The nation’s highest court reversed a ruling from the Wisconsin Supreme Court that had selected the map drawn by Democrat Gov. Tony Evers and sent the case back to the state for reconsideration.

Liberal Justices Sonia Sotomayor and Elena Kagan dissented, saying “the court’s action today is unprecedented,” adding that “the court today faults the State Supreme Court for its failure to comply with an obligation that, under existing precedent, is hazy at best.”

“In a second unsigned ruling on Wednesday, which was one sentence long and noted no dissents, the court rejected a challenge from five Republican congressmen who objected to the congressional map adopted by the Wisconsin Supreme Court, which had also been prepared by Mr. Evers, a Democrat,” the New York Times reported.

“In the case on state legislative districts, lawyers for the Legislature and four voters filed an emergency application to the U.S. Supreme Court that called the governor’s map a 21st-century racial gerrymander, focusing on the fact that it increased the number of State Assembly districts around Milwaukee in which Black voters made up a majority to seven from six. The Legislature’s map dropped the number to five,” the report added.


Back in December, the Wisconsin Supreme Court sided with Republicans in a redistricting case that should keep the state’s boundaries intact for a decade.

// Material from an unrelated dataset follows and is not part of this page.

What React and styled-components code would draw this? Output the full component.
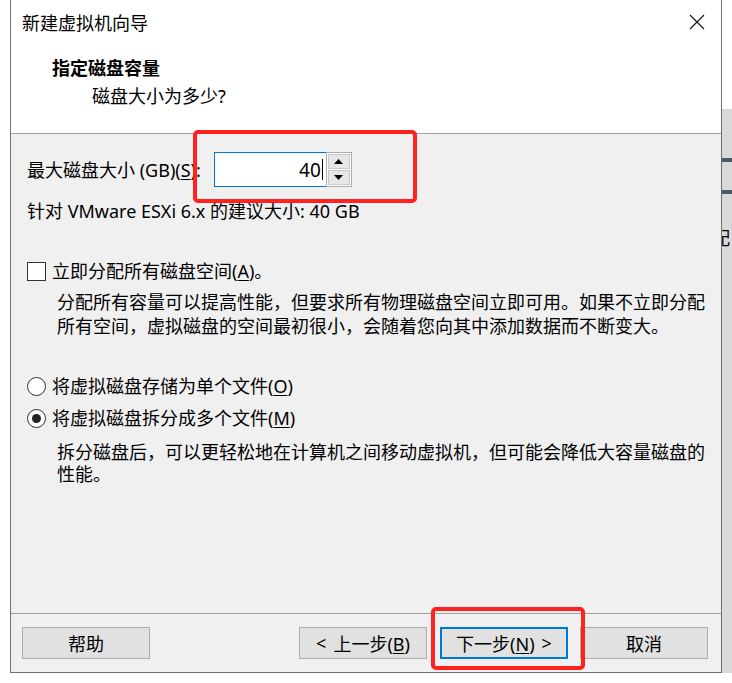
import styled, { createGlobalStyle } from "styled-components";

const GlobalStyle = createGlobalStyle`
  *, *::before, *::after {
    box-sizing: border-box;
  }
  html, body {
    margin: 0;
    padding: 0;
    background: #ffffff;
  }
  body {
    font-family: "Noto Sans", "Noto Sans CJK SC", sans-serif;
    color: #000;
  }
`;

const Page = styled.div`
  display: flex;
  width: 732px;
  height: 683px;
  overflow: hidden;
  background: #fff;
`;

const Gutter = styled.div`
  width: 10px;
  flex-shrink: 0;
`;

const Backdrop = styled.div`
  flex: 1;
  margin-top: 109px;
  height: 564px;
  background: #d9d9d9;
  display: flex;
  flex-direction: column;
  overflow: hidden;
`;

const BackBar = styled.div`
  height: 4px;
  margin-top: ${(p) => p.$gap}px;
  background: #4b5a68;
`;

const BackGlyph = styled.div`
  margin-top: 34px;
  margin-left: -10px;
  font-size: 18px;
  line-height: 20px;
  white-space: nowrap;
`;

const Dialog = styled.div`
  width: 712px;
  height: 673px;
  flex-shrink: 0;
  border-left: 1px solid #707070;
  border-right: 1px solid #707070;
  border-bottom: 1px solid #707070;
  display: flex;
  flex-direction: column;
  background: #f0f0f0;
`;

const Header = styled.div`
  height: 134px;
  background: #fff;
  border-bottom: 1px solid #a0a0a0;
  display: flex;
  flex-direction: column;
`;

const TitleBar = styled.div`
  height: 43px;
  display: flex;
  align-items: center;
  justify-content: space-between;
  padding-left: 11px;
  padding-right: 14px;
  font-size: 18px;
`;

const CloseBtn = styled.div`
  width: 20px;
  height: 20px;
  display: flex;
  align-items: center;
  justify-content: center;
`;

const HeadTitle = styled.div`
  margin-top: 14px;
  padding-left: 41px;
  font-size: 18px;
  font-weight: 700;
  line-height: 22px;
`;

const HeadSub = styled.div`
  margin-top: 6px;
  padding-left: 81px;
  font-size: 18px;
  line-height: 22px;
`;

const Body = styled.div`
  flex: 1;
  padding: 18px 10px 0 16px;
  display: flex;
  flex-direction: column;
  font-size: 18px;
  line-height: 22px;
  white-space: nowrap;
`;

const SizeRow = styled.div`
  display: flex;
  align-items: center;
  gap: 13px;
`;

const Spinner = styled.div`
  display: flex;
  height: 35px;
`;

const NumInput = styled.div`
  width: 112px;
  height: 35px;
  border: 1px solid #0078d7;
  border-right: 0;
  background: #fff;
  display: flex;
  align-items: center;
  justify-content: flex-end;
  padding-right: 3px;
  font-size: 19px;
`;

const Caret = styled.span`
  display: inline-block;
  width: 1px;
  height: 21px;
  background: #000;
  margin-left: 1px;
`;

const SpinCol = styled.div`
  display: flex;
  flex-direction: column;
  width: 26px;
  border: 1px solid #adadad;
  background: #fff;
  padding: 1px;
  gap: 1px;
`;

const SpinBtn = styled.div`
  flex: 1;
  background: #e6e6e6;
  border: 1px solid #c8c8c8;
  display: flex;
  align-items: center;
  justify-content: center;
`;

const Hint = styled.div`
  margin-top: 13px;
`;

const CheckRow = styled.label`
  display: flex;
  align-items: center;
  gap: 6px;
  margin-top: ${(p) => p.$top}px;
`;

const CheckBox = styled.span`
  width: 19px;
  height: 19px;
  border: 1px solid #333;
  background: #fff;
  flex-shrink: 0;
`;

const Radio = styled.span`
  width: 19px;
  height: 19px;
  border: 1px solid #333;
  border-radius: 50%;
  background: #fff;
  flex-shrink: 0;
  display: flex;
  align-items: center;
  justify-content: center;
  &::after {
    content: "";
    width: 9px;
    height: 9px;
    border-radius: 50%;
    background: #222;
    display: ${(p) => (p.$on ? "block" : "none")};
  }
`;

const Desc = styled.p`
  margin: ${(p) => p.$top}px 0 0 0;
  padding-left: 30px;
  line-height: ${(p) => p.$lh || 24}px;
`;

const Footer = styled.div`
  height: 59px;
  border-top: 1px solid #a0a0a0;
  display: flex;
  align-items: flex-start;
  padding: 13px 13px 0 11px;
`;

const Btn = styled.button`
  width: 128px;
  height: 32px;
  border: ${(p) => (p.$primary ? "2px solid #0078d7" : "1px solid #adadad")};
  background: #e1e1e1;
  font-family: "Noto Sans", "Noto Sans CJK SC", sans-serif;
  font-size: 18px;
  color: #000;
  padding: 0;
  margin-left: ${(p) => p.$gap || 0}px;
  display: flex;
  align-items: center;
  justify-content: center;
  gap: 7px;
`;

const Spacer = styled.div`
  flex: 1;
`;

const Mark = styled.div`
  position: absolute;
  border: 4px solid #ff2020;
  border-radius: 5px;
  pointer-events: none;
`;

const Layer = styled.div`
  position: relative;
`;

const U = styled.span`
  text-decoration: underline;
  text-underline-offset: 2px;
`;

const Arrow = ({ down }) => (
  <svg width="9" height="5" viewBox="0 0 9 5">
    {down ? <path d="M0 0h9L4.5 5z" fill="#000" /> : <path d="M0 5h9L4.5 0z" fill="#000" />}
  </svg>
);

export default function App() {
  return (
    <Layer>
      <GlobalStyle />
      <Page>
        <Gutter />
        <Dialog>
          <Header>
            <TitleBar>
              <span>新建虚拟机向导</span>
              <CloseBtn>
                <svg width="16" height="16" viewBox="0 0 16 16">
                  <path d="M1 1L15 15M15 1L1 15" stroke="#111" strokeWidth="1.1" />
                </svg>
              </CloseBtn>
            </TitleBar>
            <HeadTitle>指定磁盘容量</HeadTitle>
            <HeadSub>磁盘大小为多少?</HeadSub>
          </Header>
          <Body>
            <SizeRow>
              <span>
                最大磁盘大小 (GB)(<U>S</U>):
              </span>
              <Spinner>
                <NumInput>
                  40<Caret />
                </NumInput>
                <SpinCol>
                  <SpinBtn>
                    <Arrow />
                  </SpinBtn>
                  <SpinBtn>
                    <Arrow down />
                  </SpinBtn>
                </SpinCol>
              </Spinner>
            </SizeRow>
            <Hint>针对 VMware ESXi 6.x 的建议大小: 40 GB</Hint>
            <CheckRow $top={38}>
              <CheckBox />
              <span>
                立即分配所有磁盘空间(<U>A</U>)。
              </span>
            </CheckRow>
            <Desc $top={8}>
              分配所有容量可以提高性能，但要求所有物理磁盘空间立即可用。如果不立即分配
              <br />
              所有空间，虚拟磁盘的空间最初很小，会随着您向其中添加数据而不断变大。
            </Desc>
            <CheckRow $top={37}>
              <Radio />
              <span>
                将虚拟磁盘存储为单个文件(<U>O</U>)
              </span>
            </CheckRow>
            <CheckRow $top={10}>
              <Radio $on />
              <span>
                将虚拟磁盘拆分成多个文件(<U>M</U>)
              </span>
            </CheckRow>
            <Desc $top={12} $lh={22}>
              拆分磁盘后，可以更轻松地在计算机之间移动虚拟机，但可能会降低大容量磁盘的
              <br />
              性能。
            </Desc>
          </Body>
          <Footer>
            <Btn>帮助</Btn>
            <Spacer />
            <Btn>
              <span>&lt;</span>
              <span>
                上一步(<U>B</U>)
              </span>
            </Btn>
            <Btn $primary $gap={13}>
              <span>
                下一步(<U>N</U>)
              </span>
              <span>&gt;</span>
            </Btn>
            <Btn $gap={12}>取消</Btn>
          </Footer>
        </Dialog>
        <Backdrop>
          <BackBar $gap={49} />
          <BackBar $gap={28} />
          <BackGlyph>配</BackGlyph>
        </Backdrop>
      </Page>
      <Mark style={{ left: 193, top: 130, width: 224, height: 73 }} />
      <Mark style={{ left: 431, top: 607, width: 154, height: 63 }} />
    </Layer>
  );
}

In a 4-3 ruling, the court’s conservative majority said it would take a “least changes” approach to Wisconsin’s current legislative and congressional maps, effectively limiting any changes in political boundaries to population changes.

The ruling means that the court will make as few changes as possible to political maps drawn and adopted in 2011.

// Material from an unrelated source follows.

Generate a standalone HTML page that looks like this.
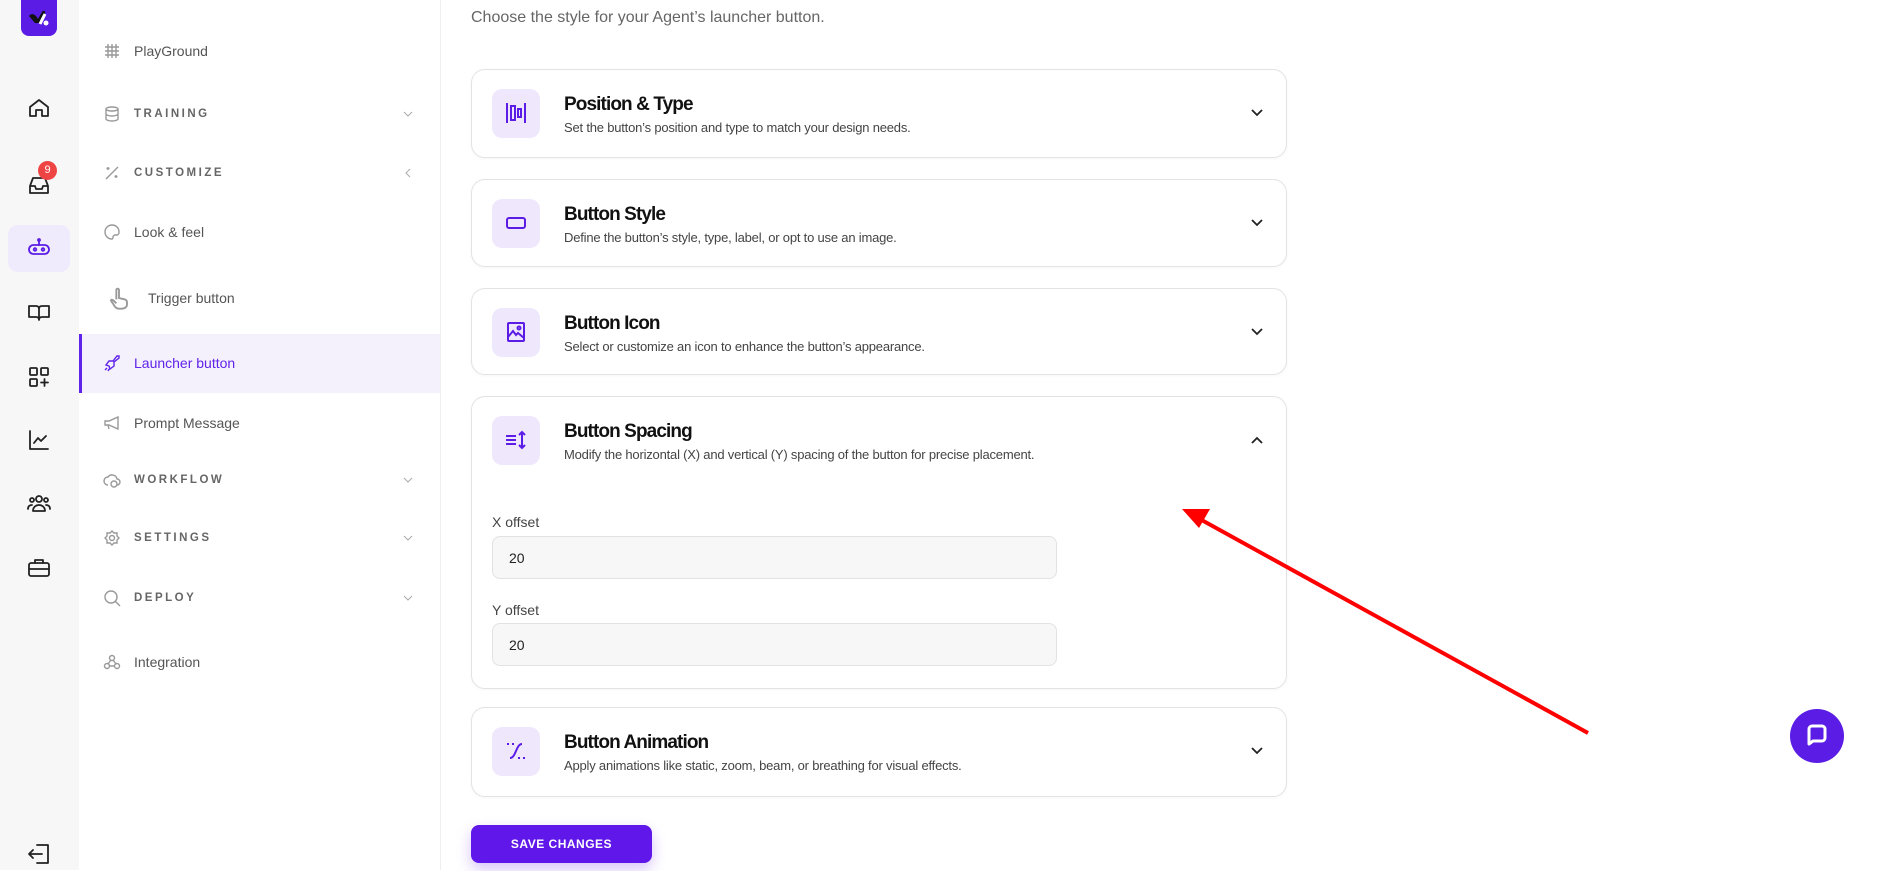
<!DOCTYPE html>
<html><head><meta charset="utf-8"><style>
*{box-sizing:border-box;margin:0;padding:0}
body{width:1896px;height:870px;overflow:hidden;background:#fff;font-family:"Liberation Sans",sans-serif;position:relative;color:#111}
.rail{position:absolute;left:0;top:0;width:79px;height:870px;background:#f7f7f8}
.logo{position:absolute;left:21px;top:0;width:36px;height:36px;background:#5b1ce6;border-radius:0 0 8px 8px}
.ri{position:absolute;left:27px;width:24px;height:24px}
.ri svg{width:24px;height:24px;fill:none;stroke:#222;stroke-width:1.8;stroke-linecap:round;stroke-linejoin:round}
.act{position:absolute;left:8px;top:225px;width:62px;height:47px;background:#efeafc;border-radius:10px}
.badge{position:absolute;left:38px;top:161px;width:19px;height:19px;border-radius:50%;background:#ef4444;color:#fff;font-size:11px;text-align:center;line-height:19px}
.side{position:absolute;left:79px;top:0;width:362px;height:870px;border-right:1px solid #eee}
.it{position:absolute;left:0;width:361px;height:30px;display:flex;align-items:center;font-size:14px;color:#555}
.it .ic{position:absolute;left:24px;width:18px;height:18px}
.it .ic svg{width:18px;height:18px;fill:none;stroke:#999;stroke-width:1.4}
.it .tx{position:absolute;left:55px}
.it.cap .tx{font-size:11.5px;font-weight:bold;letter-spacing:2.5px;color:#666}
.it .ch{position:absolute;left:324px;width:10px;height:10px}
.launch{position:absolute;left:0;top:334px;width:361px;height:59px;background:#f4f1fd;border-left:3px solid #6023e9}
.sub{position:absolute;left:471px;top:9px;font-size:16px;color:#666}
.card{position:absolute;left:471px;width:816px;border:1px solid #e3e3e3;border-radius:14px;background:#fff;box-shadow:0 1px 3px rgba(0,0,0,.04)}
.ib{position:absolute;left:20px;top:19px;width:48px;height:49px;background:#efe8fd;border-radius:10px}
.ib svg{position:absolute;left:12px;top:12px;width:24px;height:24px;fill:none;stroke:#5b1ce6;stroke-width:2}
.ttl{position:absolute;left:92px;top:24px;font-size:19px;font-weight:bold;letter-spacing:-0.9px;color:#111}
.dsc{position:absolute;left:92px;top:50px;font-size:13px;color:#444;letter-spacing:-0.2px}
.chev{position:absolute;left:778px;top:36px;width:14px;height:14px}
.lbl{position:absolute;left:20px;font-size:14px;color:#444}
.inp{position:absolute;left:20px;width:565px;height:43px;background:#f7f7f7;border:1px solid #e2e2e2;border-radius:8px;font-size:14px;padding:13px 16px;color:#222}
.save{position:absolute;left:471px;top:825px;width:181px;height:38px;background:#5f17ea;border-radius:8px;color:#fff;font-size:12px;font-weight:bold;text-align:center;line-height:38px;letter-spacing:.5px;box-shadow:0 6px 14px rgba(95,23,234,.25)}
.bub{position:absolute;left:1790px;top:709px;width:54px;height:54px;border-radius:50%;background:#5b1ce6}
</style></head><body>
<div class="rail">
<div class="logo"><svg width="36" height="36" viewBox="0 0 36 36"><path d="M8 16c2-3 5-2 7 0l2 3 4-7c1-2 4-1 3 1l-5 10h-5z" fill="#111"/><circle cx="25" cy="23" r="2.5" fill="#fff"/><path d="M19 24l5-10" stroke="#fff" stroke-width="3"/></svg></div>
<div class="act"></div>
<div class="ri" style="top:96px"><svg viewBox="0 0 24 24"><path d="M3 11l9-7 9 7v9h-6v-6h-6v6H3z"/></svg></div>
<div class="ri" style="top:173px"><svg viewBox="0 0 24 24"><path d="M3 13l3-8h12l3 8v7H3z M3 13h5l1 3h6l1-3h5"/></svg></div>
<div class="badge">9</div>
<div class="ri" style="top:236px"><svg viewBox="0 0 24 24" style="stroke:#5b1ce6"><rect x="2" y="9" width="20" height="9" rx="4.5"/><circle cx="8" cy="13.5" r="1.3"/><circle cx="16" cy="13.5" r="1.3"/><path d="M12 9V5"/><circle cx="12" cy="4" r="1"/></svg></div>
<div class="ri" style="top:300px"><svg viewBox="0 0 24 24"><path d="M2 6h7c2 0 3 1 3 3v11c0-2-1-3-3-3H2zM22 6h-7c-2 0-3 1-3 3v11c0-2 1-3 3-3h7z"/></svg></div>
<div class="ri" style="top:365px"><svg viewBox="0 0 24 24"><rect x="3" y="3" width="7" height="7" rx="1"/><rect x="14" y="3" width="7" height="7" rx="1"/><rect x="3" y="14" width="7" height="7" rx="1"/><path d="M17.5 14v7M14 17.5h7"/></svg></div>
<div class="ri" style="top:428px"><svg viewBox="0 0 24 24"><path d="M3 3v18h18M7 15l4-5 3 3 5-5"/></svg></div>
<div class="ri" style="top:491px"><svg viewBox="0 0 24 24"><circle cx="12" cy="8" r="3"/><circle cx="5" cy="9" r="2"/><circle cx="19" cy="9" r="2"/><path d="M6 20c0-4 3-6 6-6s6 2 6 6zM1 18c0-3 2-4 4-4M23 18c0-3-2-4-4-4"/></svg></div>
<div class="ri" style="top:556px"><svg viewBox="0 0 24 24"><rect x="2" y="7" width="20" height="13" rx="2"/><path d="M8 7V4h8v3M2 13h20"/></svg></div>
<div class="ri" style="top:842px"><svg viewBox="0 0 24 24"><path d="M10 3h11v18H10M2 12h13M6 8l-4 4 4 4"/></svg></div>
</div>
<div class="side">
<div class="it" style="top:36px"><span class="ic"><svg viewBox="0 0 18 18"><path d="M5 2v14M9 2v14M13 2v14M2 5h14M2 9h14M2 13h14"/></svg></span><span class="tx">PlayGround</span></div>
<div class="it cap" style="top:99px"><span class="ic"><svg viewBox="0 0 18 18"><ellipse cx="9" cy="4" rx="6" ry="2"/><path d="M3 4v10c0 1 3 2 6 2s6-1 6-2V4M3 9c0 1 3 2 6 2s6-1 6-2"/></svg></span><span class="tx">TRAINING</span><svg class="ch" viewBox="0 0 10 10" style="top:10px"><path d="M1 3l4 4 4-4" stroke="#aaa" fill="none"/></svg></div>
<div class="it cap" style="top:158px"><span class="ic"><svg viewBox="0 0 18 18"><path d="M3 15L15 3M5 3v3M3.5 4.5h3M13 11v3M11.5 12.5h3"/></svg></span><span class="tx">CUSTOMIZE</span><svg class="ch" viewBox="0 0 10 10" style="top:10px"><path d="M7 1L3 5l4 4" stroke="#aaa" fill="none"/></svg></div>
<div class="it" style="top:217px"><span class="ic"><svg viewBox="0 0 18 18"><path d="M9 2a7 7 0 1 0 0 14c1 0 1-1 1-2s1-2 2-2h2c1 0 2-1 2-3 0-4-3-7-7-7z"/></svg></span><span class="tx">Look &amp; feel</span></div>
<div class="it" style="top:283px"><span class="ic" style="left:28px;width:24px;height:24px"><svg viewBox="0 0 18 18" style="width:24px;height:24px"><path d="M7 10V3a1 1 0 0 1 2 0v6l4 1c1 0 2 1 2 2v2c0 2-2 3-4 3H9c-2 0-3-1-4-3l-2-3c0-1 1-1 2 0l2 2"/></svg></span><span class="tx" style="left:69px">Trigger button</span></div>
<div class="launch"></div>
<div class="it" style="top:348px"><span class="ic"><svg viewBox="0 0 18 18" style="stroke:#6023e9"><path d="M6 12l-3-1 3-4h4l4-5h2v2l-5 4v4l-4 3-1-3zM4 14l-2 2M6 15l-1 2"/></svg></span><span class="tx" style="color:#6023e9">Launcher button</span></div>
<div class="it" style="top:408px"><span class="ic"><svg viewBox="0 0 18 18"><path d="M2 7h4l9-4v12l-9-4H2zM5 11l1 4"/></svg></span><span class="tx">Prompt Message</span></div>
<div class="it cap" style="top:465px"><span class="ic"><svg viewBox="0 0 18 18"><path d="M5 14a4 4 0 0 1 0-8 5 5 0 0 1 9 2 3 3 0 0 1 0 6"/><circle cx="11" cy="13" r="3"/></svg></span><span class="tx">WORKFLOW</span><svg class="ch" viewBox="0 0 10 10" style="top:10px"><path d="M1 3l4 4 4-4" stroke="#aaa" fill="none"/></svg></div>
<div class="it cap" style="top:523px"><span class="ic"><svg viewBox="0 0 18 18"><circle cx="9" cy="9" r="2.5"/><path d="M9 2l2 2h3v3l2 2-2 2v3h-3l-2 2-2-2H4v-3L2 9l2-2V4h3z"/></svg></span><span class="tx">SETTINGS</span><svg class="ch" viewBox="0 0 10 10" style="top:10px"><path d="M1 3l4 4 4-4" stroke="#aaa" fill="none"/></svg></div>
<div class="it cap" style="top:583px"><span class="ic"><svg viewBox="0 0 18 18"><circle cx="8" cy="8" r="6"/><path d="M12 12l5 5"/></svg></span><span class="tx">DEPLOY</span><svg class="ch" viewBox="0 0 10 10" style="top:10px"><path d="M1 3l4 4 4-4" stroke="#aaa" fill="none"/></svg></div>
<div class="it" style="top:647px"><span class="ic"><svg viewBox="0 0 18 18"><circle cx="9" cy="5" r="2.5"/><circle cx="4" cy="13" r="2.5"/><circle cx="14" cy="13" r="2.5"/><path d="M8 7l-3 4M10 7l3 4M6.5 13h5"/></svg></span><span class="tx">Integration</span></div>
</div>
<div class="sub">Choose the style for your Agent’s launcher button.</div>

<div class="card" style="top:69px;height:89px"><div class="ib"><svg viewBox="0 0 24 24"><path d="M3 2v20M21 2v20"/><rect x="7" y="5" width="4" height="14"/><rect x="14" y="8" width="3" height="8"/></svg></div><div class="ttl">Position &amp; Type</div><div class="dsc">Set the button’s position and type to match your design needs.</div><svg class="chev" viewBox="0 0 14 14"><path d="M2 4l5 5 5-5" stroke="#222" stroke-width="1.8" fill="none"/></svg></div>

<div class="card" style="top:179px;height:88px"><div class="ib"><svg viewBox="0 0 24 24"><rect x="3" y="7" width="18" height="10" rx="2"/></svg></div><div class="ttl">Button Style</div><div class="dsc">Define the button’s style, type, label, or opt to use an image.</div><svg class="chev" viewBox="0 0 14 14"><path d="M2 4l5 5 5-5" stroke="#222" stroke-width="1.8" fill="none"/></svg></div>

<div class="card" style="top:288px;height:87px"><div class="ib"><svg viewBox="0 0 24 24"><rect x="4" y="3" width="16" height="18" rx="1"/><path d="M4 17l5-6 3 4 2-2 6 5"/><circle cx="15" cy="8" r="1.5"/></svg></div><div class="ttl">Button Icon</div><div class="dsc">Select or customize an icon to enhance the button’s appearance.</div><svg class="chev" viewBox="0 0 14 14"><path d="M2 4l5 5 5-5" stroke="#222" stroke-width="1.8" fill="none"/></svg></div>

<div class="card" style="top:396px;height:293px"><div class="ib"><svg viewBox="0 0 24 24"><path d="M2 8h10M2 12h10M2 16h10M18 4v16M15 7l3-3 3 3M15 17l3 3 3-3"/></svg></div><div class="ttl">Button Spacing</div><div class="dsc">Modify the horizontal (X) and vertical (Y) spacing of the button for precise placement.</div><svg class="chev" viewBox="0 0 14 14"><path d="M2 10l5-5 5 5" stroke="#222" stroke-width="1.8" fill="none"/></svg>
<div class="lbl" style="top:117px">X offset</div><div class="inp" style="top:139px">20</div>
<div class="lbl" style="top:205px">Y offset</div><div class="inp" style="top:226px">20</div></div>

<div class="card" style="top:707px;height:90px"><div class="ib"><svg viewBox="0 0 24 24"><path d="M3 5h2M8 5h2M14 19h2M19 19h2M18 5c-6 0-6 14-12 14"/></svg></div><div class="ttl">Button Animation</div><div class="dsc">Apply animations like static, zoom, beam, or breathing for visual effects.</div><svg class="chev" viewBox="0 0 14 14"><path d="M2 4l5 5 5-5" stroke="#222" stroke-width="1.8" fill="none"/></svg></div>

<div class="save">SAVE CHANGES</div>
<div class="bub"><svg width="54" height="54" viewBox="0 0 54 54"><path d="M19 20a3 3 0 0 1 3-3h10a3 3 0 0 1 3 3v9a3 3 0 0 1-3 3h-9l-4 3z" fill="none" stroke="#fff" stroke-width="3" stroke-linejoin="round"/></svg></div>
<svg style="position:absolute;left:0;top:0" width="1896" height="870"><line x1="1588" y1="733" x2="1198" y2="518" stroke="#f00" stroke-width="4"/><polygon points="1182,509 1210,509 1199,528" fill="#f00"/></svg>
</body></html>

Democrats argued that those old maps – which were approved by the Republican-controlled legislature and signed by a Republican governor – were drawn to give the GOP a distinct political advantage and that the new maps should be redone entirely.


The state leadership is split with a Democrat governor in Tony Evers, who had vetoed the maps put forth by the Republican legislature this year.

But in its ruling, the court said there was no reason for it to step in because the maps already passed muster.

“The existing maps were adopted by the legislature, signed by the governor, and survived judicial review by the federal courts,” the decision, by the conservative majority court, said. “Treading further than necessary to remedy their current legal deficiencies…would intrude upon the constitutional prerogatives of the political branches and unsettle the constitutional allocation of power.”


“We adopt the least-change approach to remedying any constitutional or statutory infirmities in the existing maps because the constitution precludes the judiciary from interfering with the lawful policy choices of the legislature,” it said.

The court also said that it would not consider the political fairness of the maps because “partisan fairness presents a purely political question, we will not consider it.” Justice Rebecca Bradley said.

“Such claims have no basis in the constitution or any other law and therefore must be resolved through the political process and not by the judiciary,” Bradley added.